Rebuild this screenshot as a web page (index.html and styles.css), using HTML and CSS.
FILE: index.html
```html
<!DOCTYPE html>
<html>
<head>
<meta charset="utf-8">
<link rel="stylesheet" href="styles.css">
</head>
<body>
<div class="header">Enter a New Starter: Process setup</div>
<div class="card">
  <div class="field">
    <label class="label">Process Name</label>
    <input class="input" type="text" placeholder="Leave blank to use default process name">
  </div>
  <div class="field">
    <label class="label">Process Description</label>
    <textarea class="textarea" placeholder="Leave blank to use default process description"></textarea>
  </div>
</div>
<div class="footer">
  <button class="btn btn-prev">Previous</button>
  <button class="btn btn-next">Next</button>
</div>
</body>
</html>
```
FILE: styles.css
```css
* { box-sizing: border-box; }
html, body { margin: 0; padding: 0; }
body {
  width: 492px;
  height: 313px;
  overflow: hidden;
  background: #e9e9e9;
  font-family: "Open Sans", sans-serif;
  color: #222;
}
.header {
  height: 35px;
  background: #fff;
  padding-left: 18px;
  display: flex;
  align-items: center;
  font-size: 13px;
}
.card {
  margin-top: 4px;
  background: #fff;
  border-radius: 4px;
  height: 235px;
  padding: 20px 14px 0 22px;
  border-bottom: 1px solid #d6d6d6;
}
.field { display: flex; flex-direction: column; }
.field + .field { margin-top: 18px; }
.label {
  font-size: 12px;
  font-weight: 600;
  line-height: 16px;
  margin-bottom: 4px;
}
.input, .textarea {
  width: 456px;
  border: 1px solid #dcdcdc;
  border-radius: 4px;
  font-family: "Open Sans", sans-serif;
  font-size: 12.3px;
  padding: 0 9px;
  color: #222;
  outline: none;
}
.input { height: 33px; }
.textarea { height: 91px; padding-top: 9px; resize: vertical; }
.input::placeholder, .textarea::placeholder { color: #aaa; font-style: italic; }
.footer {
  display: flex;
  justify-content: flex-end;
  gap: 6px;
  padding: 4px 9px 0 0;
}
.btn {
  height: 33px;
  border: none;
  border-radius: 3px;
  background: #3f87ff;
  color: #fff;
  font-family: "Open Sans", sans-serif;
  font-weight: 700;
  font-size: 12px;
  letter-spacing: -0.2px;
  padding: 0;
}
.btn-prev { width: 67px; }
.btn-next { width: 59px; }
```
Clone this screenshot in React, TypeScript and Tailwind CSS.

● ● ● ● ●

Required task: Return the listing above word for word.

Task solution:
Rebuild this screenshot as a web page (index.html and styles.css), using HTML and CSS.
FILE: index.html
```html
<!DOCTYPE html>
<html>
<head>
<meta charset="utf-8">
<link rel="stylesheet" href="styles.css">
</head>
<body>
<div class="header">Enter a New Starter: Process setup</div>
<div class="card">
  <div class="field">
    <label class="label">Process Name</label>
    <input class="input" type="text" placeholder="Leave blank to use default process name">
  </div>
  <div class="field">
    <label class="label">Process Description</label>
    <textarea class="textarea" placeholder="Leave blank to use default process description"></textarea>
  </div>
</div>
<div class="footer">
  <button class="btn btn-prev">Previous</button>
  <button class="btn btn-next">Next</button>
</div>
</body>
</html>
```
FILE: styles.css
```css
* { box-sizing: border-box; }
html, body { margin: 0; padding: 0; }
body {
  width: 492px;
  height: 313px;
  overflow: hidden;
  background: #e9e9e9;
  font-family: "Open Sans", sans-serif;
  color: #222;
}
.header {
  height: 35px;
  background: #fff;
  padding-left: 18px;
  display: flex;
  align-items: center;
  font-size: 13px;
}
.card {
  margin-top: 4px;
  background: #fff;
  border-radius: 4px;
  height: 235px;
  padding: 20px 14px 0 22px;
  border-bottom: 1px solid #d6d6d6;
}
.field { display: flex; flex-direction: column; }
.field + .field { margin-top: 18px; }
.label {
  font-size: 12px;
  font-weight: 600;
  line-height: 16px;
  margin-bottom: 4px;
}
.input, .textarea {
  width: 456px;
  border: 1px solid #dcdcdc;
  border-radius: 4px;
  font-family: "Open Sans", sans-serif;
  font-size: 12.3px;
  padding: 0 9px;
  color: #222;
  outline: none;
}
.input { height: 33px; }
.textarea { height: 91px; padding-top: 9px; resize: vertical; }
.input::placeholder, .textarea::placeholder { color: #aaa; font-style: italic; }
.footer {
  display: flex;
  justify-content: flex-end;
  gap: 6px;
  padding: 4px 9px 0 0;
}
.btn {
  height: 33px;
  border: none;
  border-radius: 3px;
  background: #3f87ff;
  color: #fff;
  font-family: "Open Sans", sans-serif;
  font-weight: 700;
  font-size: 12px;
  letter-spacing: -0.2px;
  padding: 0;
}
.btn-prev { width: 67px; }
.btn-next { width: 59px; }
```
Clone this screenshot in React, TypeScript and Tailwind CSS.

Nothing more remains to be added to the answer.